#### DATA:
* * *

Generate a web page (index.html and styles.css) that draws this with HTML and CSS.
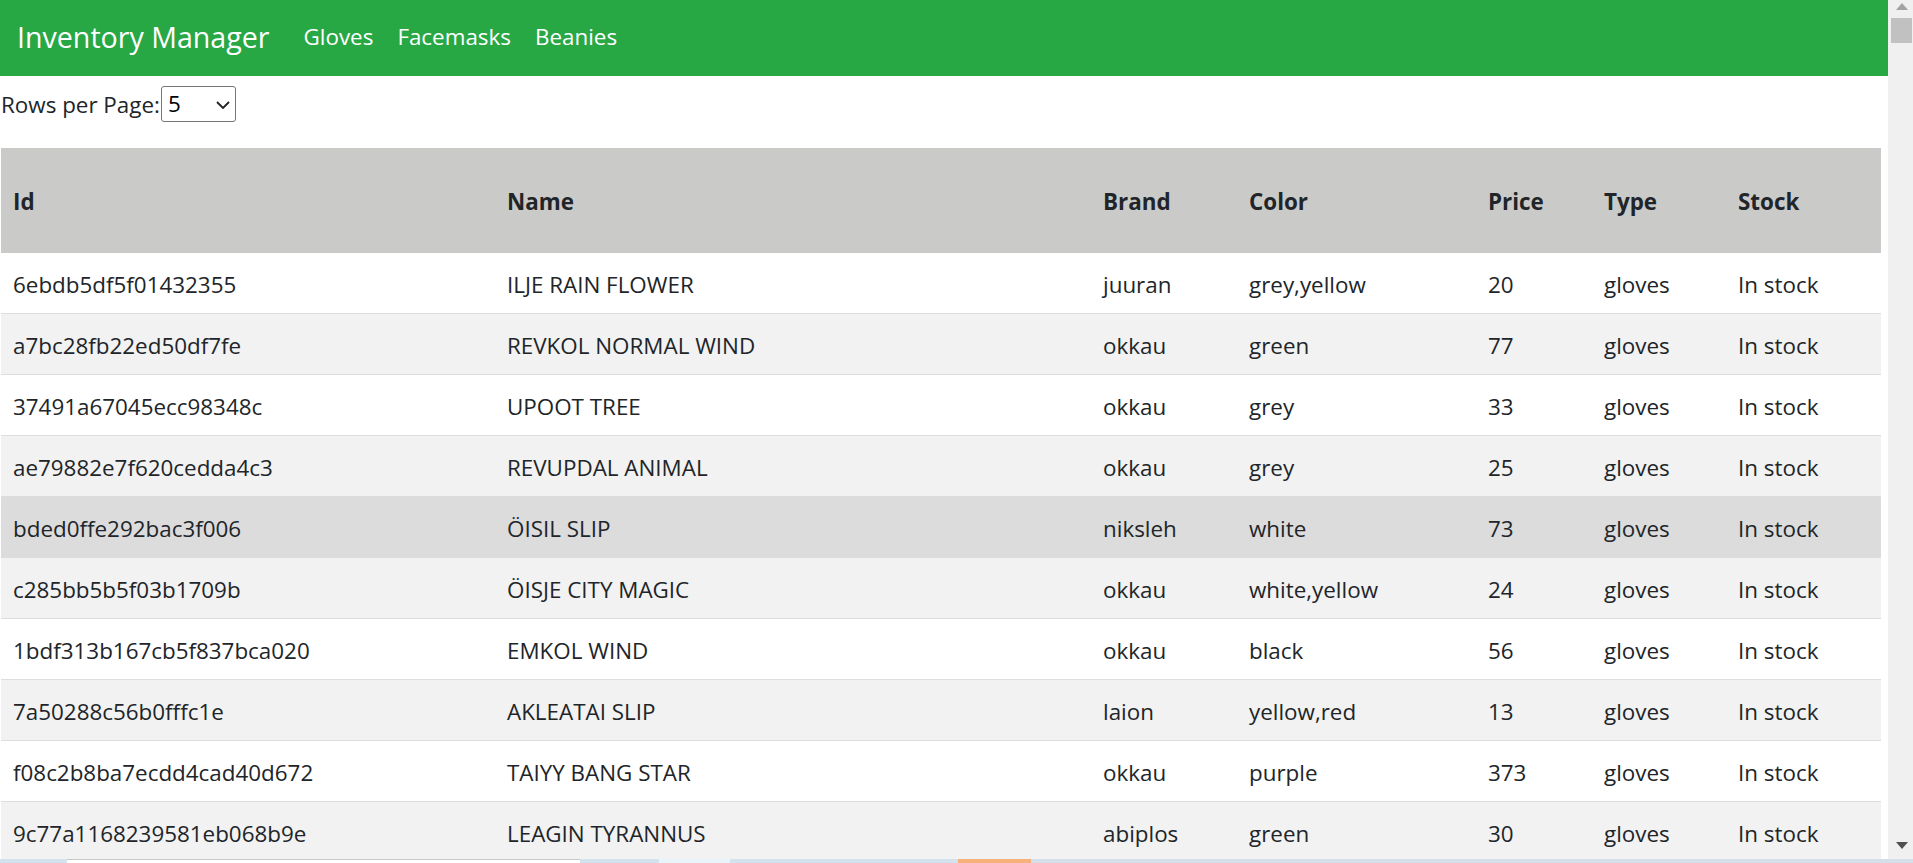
FILE: index.html
```html
<!DOCTYPE html>
<html lang="en">
<head>
<meta charset="utf-8">
<title>Inventory Manager</title>
<link rel="stylesheet" href="styles.css">
</head>
<body>
<div class="window">
  <div class="page">
    <nav class="navbar">
      <span class="brand">Inventory Manager</span>
      <a class="nav-link" href="#">Gloves</a>
      <a class="nav-link" href="#">Facemasks</a>
      <a class="nav-link" href="#">Beanies</a>
    </nav>
    <div class="controls">
      <label class="rows-label" for="rpp">Rows per Page:</label>
      <span class="select-wrap">
        <select id="rpp" class="select">
          <option>5</option>
          <option>10</option>
          <option>20</option>
        </select>
        <svg class="chevron" width="14" height="8" viewBox="0 0 14 8"><path d="M1 1l6 6 6-6" fill="none" stroke="#222" stroke-width="1.8"/></svg>
      </span>
    </div>
    <table class="inventory">
      <colgroup>
        <col class="c-id"><col class="c-name"><col class="c-brand"><col class="c-color"><col class="c-price"><col class="c-type"><col class="c-stock">
      </colgroup>
      <thead>
        <tr><th>Id</th><th>Name</th><th>Brand</th><th>Color</th><th>Price</th><th>Type</th><th>Stock</th></tr>
      </thead>
      <tbody>
        <tr><td>6ebdb5df5f01432355</td><td>ILJE RAIN FLOWER</td><td>juuran</td><td>grey,yellow</td><td>20</td><td>gloves</td><td>In stock</td></tr>
        <tr><td>a7bc28fb22ed50df7fe</td><td>REVKOL NORMAL WIND</td><td>okkau</td><td>green</td><td>77</td><td>gloves</td><td>In stock</td></tr>
        <tr><td>37491a67045ecc98348c</td><td>UPOOT TREE</td><td>okkau</td><td>grey</td><td>33</td><td>gloves</td><td>In stock</td></tr>
        <tr><td>ae79882e7f620cedda4c3</td><td>REVUPDAL ANIMAL</td><td>okkau</td><td>grey</td><td>25</td><td>gloves</td><td>In stock</td></tr>
        <tr class="hover"><td>bded0ffe292bac3f006</td><td>ÖISIL SLIP</td><td>niksleh</td><td>white</td><td>73</td><td>gloves</td><td>In stock</td></tr>
        <tr><td>c285bb5b5f03b1709b</td><td>ÖISJE CITY MAGIC</td><td>okkau</td><td>white,yellow</td><td>24</td><td>gloves</td><td>In stock</td></tr>
        <tr><td>1bdf313b167cb5f837bca020</td><td>EMKOL WIND</td><td>okkau</td><td>black</td><td>56</td><td>gloves</td><td>In stock</td></tr>
        <tr><td>7a50288c56b0fffc1e</td><td>AKLEATAI SLIP</td><td>laion</td><td>yellow,red</td><td>13</td><td>gloves</td><td>In stock</td></tr>
        <tr><td>f08c2b8ba7ecdd4cad40d672</td><td>TAIYY BANG STAR</td><td>okkau</td><td>purple</td><td>373</td><td>gloves</td><td>In stock</td></tr>
        <tr><td>9c77a1168239581eb068b9e</td><td>LEAGIN TYRANNUS</td><td>abiplos</td><td>green</td><td>30</td><td>gloves</td><td>In stock</td></tr>
      </tbody>
    </table>
  </div>
  <div class="scrollbar">
    <svg class="sb-arrow" width="12" height="7" viewBox="0 0 12 7"><path d="M6 0L12 7H0z" fill="#a3a3a3"/></svg>
    <div class="sb-thumb"></div>
    <div class="sb-track"></div>
    <svg class="sb-arrow down" width="12" height="7" viewBox="0 0 12 7"><path d="M0 0H12L6 7z" fill="#505050"/></svg>
  </div>
</div>
<div class="taskbar">
  <span class="tb-seg tb-a"></span>
  <span class="tb-seg tb-box"></span>
  <span class="tb-seg tb-b"></span>
  <span class="tb-seg tb-light"></span>
  <span class="tb-seg tb-c"></span>
  <span class="tb-seg tb-orange"></span>
  <span class="tb-seg tb-rest"></span>
</div>
</body>
</html>
```

FILE: styles.css
```css
* { box-sizing: border-box; }

html, body {
  margin: 0;
  padding: 0;
  height: 100%;
  overflow: hidden;
}

body {
  font-family: "Open Sans", "Noto Sans", sans-serif;
  font-size: 22.4px;
  color: #212529;
  background: #fff;
}

.window {
  display: flex;
  height: 863px;
}

.page {
  width: 1888px;
  flex: none;
  display: flex;
  flex-direction: column;
}

.navbar {
  height: 76px;
  background: #28a745;
  display: flex;
  align-items: center;
  padding: 0 0 3px 17px;
}

.brand {
  color: #fff;
  font-size: 28.6px;
  margin-right: 34px;
}

.nav-link {
  color: #fff;
  text-decoration: none;
  font-size: 22.4px;
  margin-right: 24px;
}

.controls {
  display: flex;
  align-items: center;
  padding: 10px 0 0 1px;
  height: 45px;
  margin-bottom: 27px;
}

.rows-label {
  font-size: 22.4px;
  padding-top: 2px;
  margin-right: 1px;
}

.select-wrap {
  position: relative;
  display: inline-block;
  width: 75px;
  height: 36px;
}

.select {
  appearance: none;
  -webkit-appearance: none;
  width: 75px;
  height: 36px;
  border: 1px solid #767676;
  border-radius: 3px;
  background: #fff;
  font-family: "Open Sans", "Noto Sans", sans-serif;
  font-size: 22.4px;
  color: #000;
  padding: 0 0 0 6px;
  margin: 0;
  line-height: 34px;
}

.chevron {
  position: absolute;
  left: 55px;
  top: 15px;
  pointer-events: none;
}

.inventory {
  border-collapse: collapse;
  table-layout: fixed;
  width: 1880px;
  margin-left: 1px;
}

.c-id { width: 494px; }
.c-name { width: 596px; }
.c-brand { width: 146px; }
.c-color { width: 239px; }
.c-price { width: 116px; }
.c-type { width: 134px; }
.c-stock { width: 155px; }

.inventory th {
  background: #cacbc8;
  text-align: left;
  font-weight: 700;
  padding: 39px 12px 36px;
  line-height: 30px;
  white-space: nowrap;
}

.inventory td {
  padding: 17px 12px 13px;
  line-height: 30px;
  white-space: nowrap;
  border-bottom: 1px solid #dddddd;
}

.inventory tbody tr:nth-child(even) {
  background: #f2f2f2;
}

.inventory tbody tr.hover {
  background: #dcdcdc;
}

.scrollbar {
  width: 25px;
  flex: none;
  background: #f0f0f0;
  display: flex;
  flex-direction: column;
  align-items: center;
  padding: 3px 0 14px 2px;
}

.sb-arrow { flex: none; }

.sb-thumb {
  flex: none;
  width: 21px;
  height: 25px;
  margin-top: 8px;
  background: #c1c1c1;
}

.sb-track { flex: 1; }

.taskbar {
  position: fixed;
  left: 0;
  right: 0;
  bottom: 0;
  height: 4px;
  display: flex;
}

.tb-seg { display: block; height: 4px; }
.tb-a { width: 67px; background: #d3e3ed; }
.tb-box { width: 513px; background: #fff; border-top: 1px solid #c8c8c8; }
.tb-b { width: 79px; background: #d3e3ed; }
.tb-light { width: 71px; background: #e8f4f8; }
.tb-c { width: 228px; background: #d3e3ed; }
.tb-orange { width: 73px; background: #f7b27b; }
.tb-rest { flex: 1; background: #d5dfe9; }
```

* * *

#### AIM:
Reproduce the full listing above verbatim, with no pictures included.

#### FULL RESPONSE:
Generate a web page (index.html and styles.css) that draws this with HTML and CSS.
FILE: index.html
```html
<!DOCTYPE html>
<html lang="en">
<head>
<meta charset="utf-8">
<title>Inventory Manager</title>
<link rel="stylesheet" href="styles.css">
</head>
<body>
<div class="window">
  <div class="page">
    <nav class="navbar">
      <span class="brand">Inventory Manager</span>
      <a class="nav-link" href="#">Gloves</a>
      <a class="nav-link" href="#">Facemasks</a>
      <a class="nav-link" href="#">Beanies</a>
    </nav>
    <div class="controls">
      <label class="rows-label" for="rpp">Rows per Page:</label>
      <span class="select-wrap">
        <select id="rpp" class="select">
          <option>5</option>
          <option>10</option>
          <option>20</option>
        </select>
        <svg class="chevron" width="14" height="8" viewBox="0 0 14 8"><path d="M1 1l6 6 6-6" fill="none" stroke="#222" stroke-width="1.8"/></svg>
      </span>
    </div>
    <table class="inventory">
      <colgroup>
        <col class="c-id"><col class="c-name"><col class="c-brand"><col class="c-color"><col class="c-price"><col class="c-type"><col class="c-stock">
      </colgroup>
      <thead>
        <tr><th>Id</th><th>Name</th><th>Brand</th><th>Color</th><th>Price</th><th>Type</th><th>Stock</th></tr>
      </thead>
      <tbody>
        <tr><td>6ebdb5df5f01432355</td><td>ILJE RAIN FLOWER</td><td>juuran</td><td>grey,yellow</td><td>20</td><td>gloves</td><td>In stock</td></tr>
        <tr><td>a7bc28fb22ed50df7fe</td><td>REVKOL NORMAL WIND</td><td>okkau</td><td>green</td><td>77</td><td>gloves</td><td>In stock</td></tr>
        <tr><td>37491a67045ecc98348c</td><td>UPOOT TREE</td><td>okkau</td><td>grey</td><td>33</td><td>gloves</td><td>In stock</td></tr>
        <tr><td>ae79882e7f620cedda4c3</td><td>REVUPDAL ANIMAL</td><td>okkau</td><td>grey</td><td>25</td><td>gloves</td><td>In stock</td></tr>
        <tr class="hover"><td>bded0ffe292bac3f006</td><td>ÖISIL SLIP</td><td>niksleh</td><td>white</td><td>73</td><td>gloves</td><td>In stock</td></tr>
        <tr><td>c285bb5b5f03b1709b</td><td>ÖISJE CITY MAGIC</td><td>okkau</td><td>white,yellow</td><td>24</td><td>gloves</td><td>In stock</td></tr>
        <tr><td>1bdf313b167cb5f837bca020</td><td>EMKOL WIND</td><td>okkau</td><td>black</td><td>56</td><td>gloves</td><td>In stock</td></tr>
        <tr><td>7a50288c56b0fffc1e</td><td>AKLEATAI SLIP</td><td>laion</td><td>yellow,red</td><td>13</td><td>gloves</td><td>In stock</td></tr>
        <tr><td>f08c2b8ba7ecdd4cad40d672</td><td>TAIYY BANG STAR</td><td>okkau</td><td>purple</td><td>373</td><td>gloves</td><td>In stock</td></tr>
        <tr><td>9c77a1168239581eb068b9e</td><td>LEAGIN TYRANNUS</td><td>abiplos</td><td>green</td><td>30</td><td>gloves</td><td>In stock</td></tr>
      </tbody>
    </table>
  </div>
  <div class="scrollbar">
    <svg class="sb-arrow" width="12" height="7" viewBox="0 0 12 7"><path d="M6 0L12 7H0z" fill="#a3a3a3"/></svg>
    <div class="sb-thumb"></div>
    <div class="sb-track"></div>
    <svg class="sb-arrow down" width="12" height="7" viewBox="0 0 12 7"><path d="M0 0H12L6 7z" fill="#505050"/></svg>
  </div>
</div>
<div class="taskbar">
  <span class="tb-seg tb-a"></span>
  <span class="tb-seg tb-box"></span>
  <span class="tb-seg tb-b"></span>
  <span class="tb-seg tb-light"></span>
  <span class="tb-seg tb-c"></span>
  <span class="tb-seg tb-orange"></span>
  <span class="tb-seg tb-rest"></span>
</div>
</body>
</html>
```

FILE: styles.css
```css
* { box-sizing: border-box; }

html, body {
  margin: 0;
  padding: 0;
  height: 100%;
  overflow: hidden;
}

body {
  font-family: "Open Sans", "Noto Sans", sans-serif;
  font-size: 22.4px;
  color: #212529;
  background: #fff;
}

.window {
  display: flex;
  height: 863px;
}

.page {
  width: 1888px;
  flex: none;
  display: flex;
  flex-direction: column;
}

.navbar {
  height: 76px;
  background: #28a745;
  display: flex;
  align-items: center;
  padding: 0 0 3px 17px;
}

.brand {
  color: #fff;
  font-size: 28.6px;
  margin-right: 34px;
}

.nav-link {
  color: #fff;
  text-decoration: none;
  font-size: 22.4px;
  margin-right: 24px;
}

.controls {
  display: flex;
  align-items: center;
  padding: 10px 0 0 1px;
  height: 45px;
  margin-bottom: 27px;
}

.rows-label {
  font-size: 22.4px;
  padding-top: 2px;
  margin-right: 1px;
}

.select-wrap {
  position: relative;
  display: inline-block;
  width: 75px;
  height: 36px;
}

.select {
  appearance: none;
  -webkit-appearance: none;
  width: 75px;
  height: 36px;
  border: 1px solid #767676;
  border-radius: 3px;
  background: #fff;
  font-family: "Open Sans", "Noto Sans", sans-serif;
  font-size: 22.4px;
  color: #000;
  padding: 0 0 0 6px;
  margin: 0;
  line-height: 34px;
}

.chevron {
  position: absolute;
  left: 55px;
  top: 15px;
  pointer-events: none;
}

.inventory {
  border-collapse: collapse;
  table-layout: fixed;
  width: 1880px;
  margin-left: 1px;
}

.c-id { width: 494px; }
.c-name { width: 596px; }
.c-brand { width: 146px; }
.c-color { width: 239px; }
.c-price { width: 116px; }
.c-type { width: 134px; }
.c-stock { width: 155px; }

.inventory th {
  background: #cacbc8;
  text-align: left;
  font-weight: 700;
  padding: 39px 12px 36px;
  line-height: 30px;
  white-space: nowrap;
}

.inventory td {
  padding: 17px 12px 13px;
  line-height: 30px;
  white-space: nowrap;
  border-bottom: 1px solid #dddddd;
}

.inventory tbody tr:nth-child(even) {
  background: #f2f2f2;
}

.inventory tbody tr.hover {
  background: #dcdcdc;
}

.scrollbar {
  width: 25px;
  flex: none;
  background: #f0f0f0;
  display: flex;
  flex-direction: column;
  align-items: center;
  padding: 3px 0 14px 2px;
}

.sb-arrow { flex: none; }

.sb-thumb {
  flex: none;
  width: 21px;
  height: 25px;
  margin-top: 8px;
  background: #c1c1c1;
}

.sb-track { flex: 1; }

.taskbar {
  position: fixed;
  left: 0;
  right: 0;
  bottom: 0;
  height: 4px;
  display: flex;
}

.tb-seg { display: block; height: 4px; }
.tb-a { width: 67px; background: #d3e3ed; }
.tb-box { width: 513px; background: #fff; border-top: 1px solid #c8c8c8; }
.tb-b { width: 79px; background: #d3e3ed; }
.tb-light { width: 71px; background: #e8f4f8; }
.tb-c { width: 228px; background: #d3e3ed; }
.tb-orange { width: 73px; background: #f7b27b; }
.tb-rest { flex: 1; background: #d5dfe9; }
```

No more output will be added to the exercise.